DOL Issues Additional Fiduciary Rule Transition FAQs
The Department of Labor ties up a few loose ends with FAQS regarding the fiduciary rule.
The US Department of Labor (DOL) has released an additional set of three frequently asked questions (FAQs) to address further inquiries in light of the applicability of the fiduciary rule on June 9. This guidance is in addition to several prior sets of FAQs issued by the DOL to clarify the DOL’s fiduciary rule and related exemptions.
Analysis of the FAQs
The new set of FAQs, issued August 4, 2017, addresses the fiduciary rule’s impact on other required disclosures of covered service providers to ERISA plans (as opposed to non-ERISA plans, such as IRAs) under ERISA Section 408(b)(2) (“service provider fee disclosures”) during the transition period that began on June 9, 2017, and whether certain recommendations constitute fiduciary investment advice. Specifically, the FAQs address:
whether updates to service provider fee disclosures are required during the transition period in light of the new definition of an investment advice fiduciary;
whether a recommendation to a plan participant or an IRA owner to increase his or her contributions constitutes fiduciary investment advice; and
whether a recommendation to an employer or plan fiduciary regarding plan design changes that are intended to increase participation and contributions constitutes fiduciary investment advice.
In FAQ 1, the DOL states that an update to the service provider fee disclosures may be required if a service provider reasonably expects to provide fiduciary investment advice under the fiduciary rule. The DOL states that it would treat a service provider as satisfying the fiduciary status disclosure requirement if the service provider “furnishes an accurate and complete description of the services that will be performed under the contract or arrangement with the plan, including the services that would make the covered service provider an investment advice fiduciary” under the new fiduciary rule, though the service provider need not specifically use the word “fiduciary.” But, the DOL noted that if a service provider reasonably expects to provide fiduciary services, any disclosures that expressly state the service provider will not act as a fiduciary would be viewed as violating the service provider fee disclosure requirements.

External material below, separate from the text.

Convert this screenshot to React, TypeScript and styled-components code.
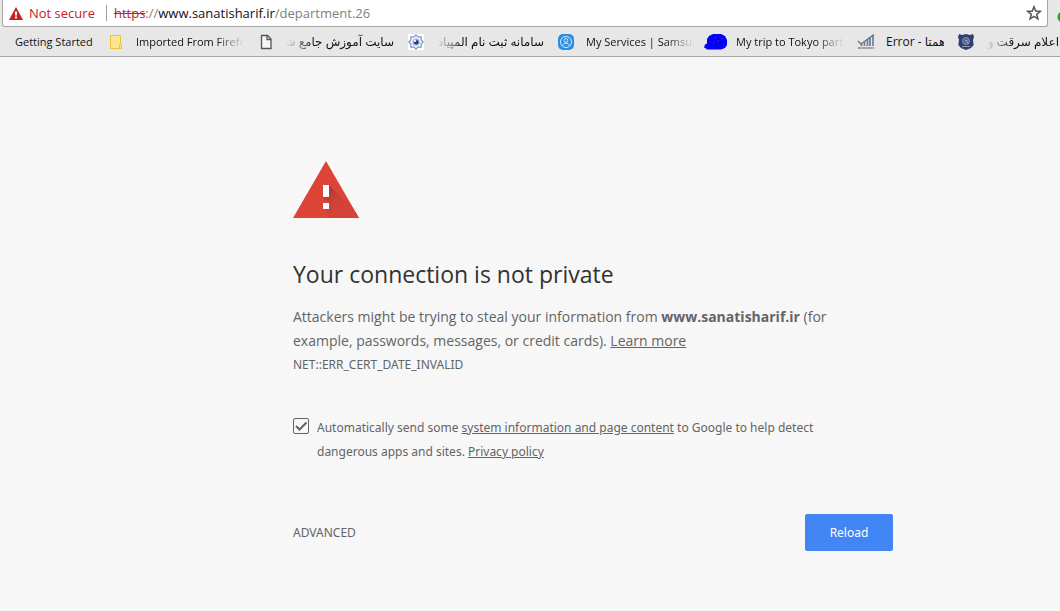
import React from "react";
import styled, { createGlobalStyle } from "styled-components";

const GlobalStyle = createGlobalStyle`
  * { box-sizing: border-box; }
  body {
    margin: 0;
    background: #f7f7f7;
    color: #646464;
    font-family: "Open Sans", "DejaVu Sans", sans-serif;
    overflow-x: hidden;
  }
`;

const Chrome = styled.header`
  background: #e7e7e7;
  border-bottom: 1px solid #a5a5a5;
`;

const Toolbar = styled.div`
  display: flex;
  padding-left: 2px;
  overflow: hidden;
`;

const AddressBar = styled.div`
  flex: 1;
  display: flex;
  align-items: center;
  height: 27px;
  padding: 0 5px 0 6px;
  background: #fff;
  border: 1px solid #a5a5a5;
  border-top: 0;
  border-radius: 0 0 3px 3px;
  font-size: 13px;
  line-height: 26px;
`;

const SecurityButton = styled.button`
  display: flex;
  align-items: center;
  gap: 6px;
  height: 16px;
  margin: 0 7px 0 0;
  padding: 0 11px 0 0;
  border: 0;
  border-right: 1px solid #a0a0a0;
  background: none;
  color: #c5221f;
  font: inherit;
`;

const Url = styled.div`
  flex: 1;
  white-space: nowrap;
  color: #808080;
  outline: none;
  b { color: #111; font-weight: 400; }
  s { color: #c5221f; }
`;

const StarButton = styled.button`
  display: flex;
  padding: 0;
  border: 0;
  background: none;
`;

const Extension = styled.div`
  width: 12px;
  height: 27px;
  padding: 7px 0 0 9px;
`;

const Bookmarks = styled.nav`
  display: flex;
  align-items: center;
  gap: 14px;
  height: 29px;
  padding-left: 15px;
  overflow: hidden;
`;

const Bookmark = styled.a`
  flex: none;
  display: flex;
  align-items: center;
  gap: 12px;
  color: #111;
  line-height: 20px;
  text-decoration: none;
  svg { flex: none; overflow: visible; }
`;

const Label = styled.span<{ $width: number; $persian?: boolean; $fade?: "left" | "right" }>`
  width: ${(p) => p.$width}px;
  overflow: hidden;
  white-space: nowrap;
  font-size: ${(p) => (p.$persian ? 12 : 11)}px;
  ${(p) =>
    p.$fade &&
    `mask-image: linear-gradient(to ${p.$fade}, #000 calc(100% - 28px), transparent);`}
`;

const Page = styled.main`
  display: flex;
  justify-content: center;
  padding: 104px 0 40px 126px;
`;

const Interstitial = styled.div`
  width: 600px;
`;

const Warning = styled.svg`
  display: block;
`;

const Title = styled.h1`
  margin: 39px 0 15px;
  color: #333;
  font-size: 23px;
  line-height: 32px;
  font-weight: 400;
`;

const Message = styled.p`
  margin: 0;
  padding-right: 32px;
  font-size: 14px;
  line-height: 24px;
`;

const ErrorCode = styled.div`
  font-family: "Noto Sans", sans-serif;
  font-size: 12px;
  line-height: 24px;
`;

const TextLink = styled.a`
  color: inherit;
`;

const OptIn = styled.label`
  display: flex;
  gap: 8px;
  margin-top: 39px;
  padding-right: 32px;
  font-family: "Noto Sans", sans-serif;
  font-size: 12px;
  line-height: 24px;
`;

const Tick = styled.input`
  appearance: none;
  flex: none;
  width: 16px;
  height: 16px;
  margin: 2px 0 0;
  border: 1px solid #646464;
  border-radius: 2px;
  &:not(:checked) + svg { display: none; }
`;

const TickBox = styled.span`
  position: relative;
  display: flex;
  flex: none;
  height: 24px;
  svg {
    position: absolute;
    top: 2px;
    left: 0;
    pointer-events: none;
  }
`;

const Actions = styled.div`
  display: flex;
  align-items: center;
  justify-content: space-between;
  margin-top: 50px;
`;

const AdvancedButton = styled.button`
  padding: 0;
  border: 0;
  background: none;
  color: #646464;
  font-family: "Noto Sans", sans-serif;
  font-size: 12px;
`;

const ReloadButton = styled.button`
  min-width: 88px;
  height: 37px;
  padding: 0 24px;
  border: 0;
  border-radius: 2px;
  background: #4285f4;
  color: #fff;
  font-family: "Noto Sans", sans-serif;
  font-size: 12px;
`;

const FolderIcon = () => (
  <svg width="16" height="16" viewBox="0 0 16 16">
    <path d="M2.5 1.5h10v9h1v4h-11z" fill="#ffe591" stroke="#e9c341" />
    <path d="M11.5 14v-3.5h1" fill="none" stroke="#e9c341" />
  </svg>
);

const PageIcon = () => (
  <svg width="16" height="16" viewBox="0 0 16 16">
    <path d="M3.5 1.5h6l3.500 3.500v9.500h-9.500z" fill="#f5f5f5" stroke="#555" strokeWidth="1.300" />
    <path d="M9 1.500v4h4" fill="none" stroke="#555" strokeWidth="1.300" />
  </svg>
);

const EmblemIcon = () => (
  <svg width="16" height="16" viewBox="0 0 16 16">
    <path d="M0 0h16v16H0z" fill="#fff" />
    <path
      d="M8 .8l2 2h3.200v3.200l2 2-2 2v3.200H10l-2 2-2-2H2.800V10l-2-2 2-2V2.800H6z"
      fill="#f1f5fc"
      stroke="#8197c6"
      strokeWidth="1.200"
    />
    <circle cx="8" cy="8" r="3.600" fill="#9daccc" />
    <circle cx="8.300" cy="8.200" r="2.300" fill="#253c80" />
    <circle cx="7" cy="6.700" r="1.300" fill="#edf2fc" />
  </svg>
);

const ProfileIcon = () => (
  <svg width="16" height="16" viewBox="0 0 16 16">
    <rect width="16" height="16" rx="5" fill="#2b8de3" />
    <g fill="none" stroke="#d5eafc">
      <circle cx="8" cy="8" r="5.500" />
      <circle cx="8" cy="6.500" r="1.900" />
      <path d="M4.500 11.800c.5-3.300 6.500-3.300 7 0" />
    </g>
  </svg>
);

const ScribbleIcon = () => (
  <svg width="16" height="16" viewBox="0 0 16 16">
    <path
      d="M-1 5L1 2l4-2h8l4 2 2 4v5l-2 3-4 1.500H-1l-1-1-2-1 1-3 2-1z"
      fill="#0202fa"
    />
    <path d="M7 4h1M10 7h1M14 4v1M5 9h1" stroke="#8a22b8" />
  </svg>
);

const SignalIcon = () => (
  <svg width="16" height="16" viewBox="0 0 16 16">
    <path d="M3.500 12V10M6.500 12V8M9.500 12V5M12 12V3M15 12V1" stroke="#73869a" strokeWidth="1.800" />
    <path d="M0 7l3 3L16 .5" fill="none" stroke="#596e83" strokeWidth="1.200" />
    <path d="M0 14h16" stroke="#8d98a2" strokeWidth="2" strokeDasharray="2 .5" />
  </svg>
);

const ShieldIcon = () => (
  <svg width="16" height="16" viewBox="0 0 16 16">
    <path d="M1 0l3 1 4-1 4 1 3-1 1 3-1 3 .7 5-2.700 3L8 16l-5-2L.3 11 1 6 0 3z" fill="#2e406f" />
    <circle cx="8" cy="7" r="3.500" fill="#56658f" stroke="#8490b5" />
    <path d="M7 6.500h2v2l2 1M4 12.500h8" fill="none" stroke="#a9b3cd" strokeWidth=".8" />
  </svg>
);

const bookmarks: {
  text: string;
  width: number;
  icon?: React.ReactNode;
  fade?: "left" | "right";
  persian?: boolean;
}[] = [
  { text: "Getting Started", width: 79 },
  { text: "Imported From Firefox", width: 108, icon: <FolderIcon />, fade: "right" },
  { text: "سایت آموزش جامع شریف", width: 108, icon: <PageIcon />, fade: "left", persian: true },
  { text: "سامانه ثبت نام المپیاد های", width: 108, icon: <EmblemIcon />, fade: "left", persian: true },
  { text: "My Services | Samsung", width: 108, icon: <ProfileIcon />, fade: "right" },
  { text: "My trip to Tokyo part", width: 108, icon: <ScribbleIcon />, fade: "right" },
  { text: "Error - همتا", width: 58, icon: <SignalIcon />, persian: true },
  { text: "اعلام سرقت و مفقودی", width: 73, icon: <ShieldIcon />, fade: "left", persian: true },
];

export default function App() {
  return (
    <>
      <GlobalStyle />
      <Chrome>
        <Toolbar>
          <AddressBar>
            <SecurityButton type="button">
              <svg width="14" height="13" viewBox="0 0 14 13">
                <path d="M7 0l7 13H0z" fill="#c5221f" />
                <path d="M6 4.500h2v4H6zM6 9.500h2v2H6z" fill="#fff" />
              </svg>
              Not secure
            </SecurityButton>
            <Url role="textbox" aria-label="Address" tabIndex={0}>
              <s>https</s>://<b>www.sanatisharif.ir</b>/department.26
            </Url>
            <StarButton type="button" aria-label="Bookmark this page">
              <svg width="16" height="16" viewBox="0 0 16 16">
                <path
                  d="M8 1.800l1.700 4.300 4.600.3-3.600 2.900 1.200 4.500L8 11.300l-3.900 2.500 1.200-4.500L1.700 6.400l4.600-.3z"
                  fill="none"
                  stroke="#555"
                  strokeWidth="1.500"
                />
              </svg>
            </StarButton>
          </AddressBar>
          <Extension>
            <svg width="12" height="12" viewBox="0 0 12 12">
              <circle cx="6" cy="5" r="5.500" fill="#10b010" />
            </svg>
          </Extension>
        </Toolbar>
        <Bookmarks aria-label="Bookmarks">
          {bookmarks.map((b) => (
            <Bookmark href="#" key={b.text}>
              {b.icon}
              <Label
                $width={b.width}
                $fade={b.fade}
                $persian={b.persian}
                dir={b.fade === "left" ? "rtl" : "ltr"}
              >
                {b.text}
              </Label>
            </Bookmark>
          ))}
        </Bookmarks>
      </Chrome>
      <Page>
        <Interstitial>
          <Warning width="66" height="58" viewBox="0 0 66 58">
            <defs>
              <linearGradient id="shade" gradientUnits="userSpaceOnUse" x1="33" y1="33" x2="48" y2="48">
                <stop offset="0" stopColor="#b5392d" />
                <stop offset=".5" stopColor="#cd4135" />
                <stop offset="1" stopColor="#d54236" />
              </linearGradient>
              <clipPath id="triangle">
                <path d="M33 0l33 57H0z" />
              </clipPath>
            </defs>
            <g clipPath="url(#triangle)">
              <path d="M0 0h66v57H0z" fill="#db4437" />
              <path d="M36 24l30 30v3H51L30 36h6z" fill="url(#shade)" />
              <path d="M36 42l15 15H39l-9-9h6z" fill="url(#shade)" />
            </g>
            <path d="M30 24h6v12h-6zM30 42h6v6h-6z" fill="#fff" />
          </Warning>
          <Title>Your connection is not private</Title>
          <Message>
            Attackers might be trying to steal your information from{" "}
            <strong>www.sanatisharif.ir</strong> (for example, passwords, messages, or credit
            cards). <TextLink href="#">Learn more</TextLink>
          </Message>
          <ErrorCode>NET::ERR_CERT_DATE_INVALID</ErrorCode>
          <OptIn>
            <TickBox>
              <Tick type="checkbox" defaultChecked />
              <svg width="16" height="16" viewBox="0 0 16 16">
                <path d="M3 8l3.500 3.500 7-7" fill="none" stroke="#646464" strokeWidth="2" />
              </svg>
            </TickBox>
            <span>
              Automatically send some{" "}
              <TextLink href="#">system information and page content</TextLink> to Google to help
              detect dangerous apps and sites. <TextLink href="#">Privacy policy</TextLink>
            </span>
          </OptIn>
          <Actions>
            <AdvancedButton type="button">ADVANCED</AdvancedButton>
            <ReloadButton type="button">Reload</ReloadButton>
          </Actions>
        </Interstitial>
      </Page>
    </>
  );
}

Further, the DOL provides relief on the deadline for providing updated service provider fee disclosures—stating that service providers will still be in compliance with the rules if they disclose the change in fiduciary status as soon as practicable, even if the disclosure is made beyond the 60-day deadline for change notices under the ERISA Section 408(b)(2) regulations. The DOL notes that the regulations allow the use of electronic means to deliver disclosures.
In FAQ 2, the DOL reiterates that absent a “recommendation,” as defined in the fiduciary rule, general communications regarding participation and increasing contributions to a plan or IRA are not fiduciary investment advice, so long as the recommendations are not with respect to a specific investment product or recommendations with respect to investment management of a particular security or other investment property. The DOL provides four examples of communications that would not constitute fiduciary investment advice:
A plan enrollment brochure furnished to individuals at or near their date of eligibility to participate in the plan that discusses generally how people should save for retirement—including a recommended contribution rate and a recommendation to increase contributions each year to eventually reach the recommended contribution rate.
A targeted email sent on a participant’s enrollment anniversary date suggesting that the participant increase his or her contribution rate for the current year or over the next several years because the participant’s contribution rate is below a particular savings goal.
A targeted email sent on a participant’s birthday that provides a retirement savings goal based on the individual’s age and account balance, and recommends that the participant increase his or her contribution rate for the current year or over the next several years to reach the retirement goal.
A telephone call with an ERISA plan participant in which the call center employee suggests a specific contribution rate and also recommends that the participant increase his or her contribution rate by a specific percentage to take full advantage of an employer’s matching contribution.
Likewise, in FAQ 3, the DOL states that plan design recommendations provided to an ERISA plan administrator and/or fiduciaries that are intended to increase the participation or contribution rate of plan participants are generally not fiduciary investment advice, so long as the recommendations are not with respect to a specific investment product or recommendations with respect to investment management of a particular security or other investment property. This holds even if the recommendations are tailored to specific plan demographics.
Service providers that reasonably expect to provide fiduciary investment advice under the new fiduciary rule should consider evaluating whether revisions to their 408(b)(2) service provider disclosures are required. Service providers may want to consider updating their agreements, communications, and other documents to provide that any disclaimers of fiduciary status are no longer valid.
FAQs 2 and 3 provide additional clarity with specific examples of communications and actions that would not be viewed as investment advice recommendations. However, there is continued uncertainty as to the extent to which service providers may discuss specific investment products in conjunction with contribution discussions.